## Begin Dataset extract

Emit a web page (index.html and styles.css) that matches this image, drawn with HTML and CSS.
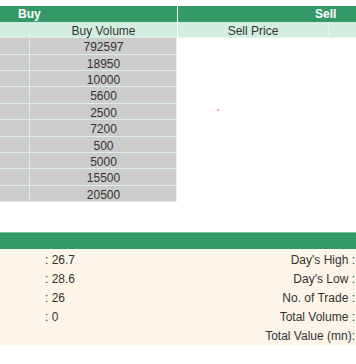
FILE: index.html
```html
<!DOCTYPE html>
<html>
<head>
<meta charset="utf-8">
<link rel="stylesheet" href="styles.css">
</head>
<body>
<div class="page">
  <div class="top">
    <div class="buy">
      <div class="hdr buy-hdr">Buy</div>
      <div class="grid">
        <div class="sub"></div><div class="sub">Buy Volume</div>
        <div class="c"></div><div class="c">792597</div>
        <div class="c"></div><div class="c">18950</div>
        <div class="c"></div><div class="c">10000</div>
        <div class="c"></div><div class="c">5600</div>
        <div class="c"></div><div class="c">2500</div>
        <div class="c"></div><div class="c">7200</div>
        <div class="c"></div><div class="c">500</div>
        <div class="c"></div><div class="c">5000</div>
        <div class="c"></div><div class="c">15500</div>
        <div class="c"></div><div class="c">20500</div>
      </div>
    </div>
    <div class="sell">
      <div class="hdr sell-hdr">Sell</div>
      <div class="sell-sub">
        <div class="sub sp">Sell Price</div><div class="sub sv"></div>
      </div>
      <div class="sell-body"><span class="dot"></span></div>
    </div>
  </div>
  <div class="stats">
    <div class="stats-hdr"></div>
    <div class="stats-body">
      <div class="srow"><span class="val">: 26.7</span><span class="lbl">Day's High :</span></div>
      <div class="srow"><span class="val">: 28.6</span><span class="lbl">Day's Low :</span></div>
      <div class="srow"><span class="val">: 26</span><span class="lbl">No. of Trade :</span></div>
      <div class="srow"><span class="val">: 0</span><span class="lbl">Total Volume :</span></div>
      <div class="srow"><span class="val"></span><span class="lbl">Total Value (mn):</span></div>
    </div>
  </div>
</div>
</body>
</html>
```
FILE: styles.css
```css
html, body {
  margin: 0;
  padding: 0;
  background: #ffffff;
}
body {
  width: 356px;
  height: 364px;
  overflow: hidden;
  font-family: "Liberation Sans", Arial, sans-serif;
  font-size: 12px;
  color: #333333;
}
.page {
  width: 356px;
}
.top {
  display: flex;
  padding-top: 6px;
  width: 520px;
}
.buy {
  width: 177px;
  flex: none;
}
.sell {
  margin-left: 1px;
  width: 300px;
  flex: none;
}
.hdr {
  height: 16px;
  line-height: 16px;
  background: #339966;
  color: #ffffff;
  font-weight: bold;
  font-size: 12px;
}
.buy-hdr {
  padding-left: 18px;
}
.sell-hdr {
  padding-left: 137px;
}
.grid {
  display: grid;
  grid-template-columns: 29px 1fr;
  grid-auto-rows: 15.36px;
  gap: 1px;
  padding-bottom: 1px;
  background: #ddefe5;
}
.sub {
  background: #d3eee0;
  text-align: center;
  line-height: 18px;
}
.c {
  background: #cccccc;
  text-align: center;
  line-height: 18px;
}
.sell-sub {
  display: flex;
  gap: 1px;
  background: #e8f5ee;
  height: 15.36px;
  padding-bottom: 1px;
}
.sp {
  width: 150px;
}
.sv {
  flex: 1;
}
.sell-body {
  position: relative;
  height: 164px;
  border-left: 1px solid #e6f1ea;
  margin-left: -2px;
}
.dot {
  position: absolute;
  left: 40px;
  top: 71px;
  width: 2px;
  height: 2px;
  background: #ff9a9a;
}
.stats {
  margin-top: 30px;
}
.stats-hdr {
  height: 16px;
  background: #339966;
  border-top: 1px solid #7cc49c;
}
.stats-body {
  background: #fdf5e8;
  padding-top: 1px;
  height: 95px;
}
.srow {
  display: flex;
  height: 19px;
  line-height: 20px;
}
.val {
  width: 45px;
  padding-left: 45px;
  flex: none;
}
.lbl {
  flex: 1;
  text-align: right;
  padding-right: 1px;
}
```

## End Dataset extract

=== Written task ===
Repeat the listing in full and exactly. Do not include any images.

=== Solution to the exercise ===
Emit a web page (index.html and styles.css) that matches this image, drawn with HTML and CSS.
FILE: index.html
```html
<!DOCTYPE html>
<html>
<head>
<meta charset="utf-8">
<link rel="stylesheet" href="styles.css">
</head>
<body>
<div class="page">
  <div class="top">
    <div class="buy">
      <div class="hdr buy-hdr">Buy</div>
      <div class="grid">
        <div class="sub"></div><div class="sub">Buy Volume</div>
        <div class="c"></div><div class="c">792597</div>
        <div class="c"></div><div class="c">18950</div>
        <div class="c"></div><div class="c">10000</div>
        <div class="c"></div><div class="c">5600</div>
        <div class="c"></div><div class="c">2500</div>
        <div class="c"></div><div class="c">7200</div>
        <div class="c"></div><div class="c">500</div>
        <div class="c"></div><div class="c">5000</div>
        <div class="c"></div><div class="c">15500</div>
        <div class="c"></div><div class="c">20500</div>
      </div>
    </div>
    <div class="sell">
      <div class="hdr sell-hdr">Sell</div>
      <div class="sell-sub">
        <div class="sub sp">Sell Price</div><div class="sub sv"></div>
      </div>
      <div class="sell-body"><span class="dot"></span></div>
    </div>
  </div>
  <div class="stats">
    <div class="stats-hdr"></div>
    <div class="stats-body">
      <div class="srow"><span class="val">: 26.7</span><span class="lbl">Day's High :</span></div>
      <div class="srow"><span class="val">: 28.6</span><span class="lbl">Day's Low :</span></div>
      <div class="srow"><span class="val">: 26</span><span class="lbl">No. of Trade :</span></div>
      <div class="srow"><span class="val">: 0</span><span class="lbl">Total Volume :</span></div>
      <div class="srow"><span class="val"></span><span class="lbl">Total Value (mn):</span></div>
    </div>
  </div>
</div>
</body>
</html>
```
FILE: styles.css
```css
html, body {
  margin: 0;
  padding: 0;
  background: #ffffff;
}
body {
  width: 356px;
  height: 364px;
  overflow: hidden;
  font-family: "Liberation Sans", Arial, sans-serif;
  font-size: 12px;
  color: #333333;
}
.page {
  width: 356px;
}
.top {
  display: flex;
  padding-top: 6px;
  width: 520px;
}
.buy {
  width: 177px;
  flex: none;
}
.sell {
  margin-left: 1px;
  width: 300px;
  flex: none;
}
.hdr {
  height: 16px;
  line-height: 16px;
  background: #339966;
  color: #ffffff;
  font-weight: bold;
  font-size: 12px;
}
.buy-hdr {
  padding-left: 18px;
}
.sell-hdr {
  padding-left: 137px;
}
.grid {
  display: grid;
  grid-template-columns: 29px 1fr;
  grid-auto-rows: 15.36px;
  gap: 1px;
  padding-bottom: 1px;
  background: #ddefe5;
}
.sub {
  background: #d3eee0;
  text-align: center;
  line-height: 18px;
}
.c {
  background: #cccccc;
  text-align: center;
  line-height: 18px;
}
.sell-sub {
  display: flex;
  gap: 1px;
  background: #e8f5ee;
  height: 15.36px;
  padding-bottom: 1px;
}
.sp {
  width: 150px;
}
.sv {
  flex: 1;
}
.sell-body {
  position: relative;
  height: 164px;
  border-left: 1px solid #e6f1ea;
  margin-left: -2px;
}
.dot {
  position: absolute;
  left: 40px;
  top: 71px;
  width: 2px;
  height: 2px;
  background: #ff9a9a;
}
.stats {
  margin-top: 30px;
}
.stats-hdr {
  height: 16px;
  background: #339966;
  border-top: 1px solid #7cc49c;
}
.stats-body {
  background: #fdf5e8;
  padding-top: 1px;
  height: 95px;
}
.srow {
  display: flex;
  height: 19px;
  line-height: 20px;
}
.val {
  width: 45px;
  padding-left: 45px;
  flex: none;
}
.lbl {
  flex: 1;
  text-align: right;
  padding-right: 1px;
}
```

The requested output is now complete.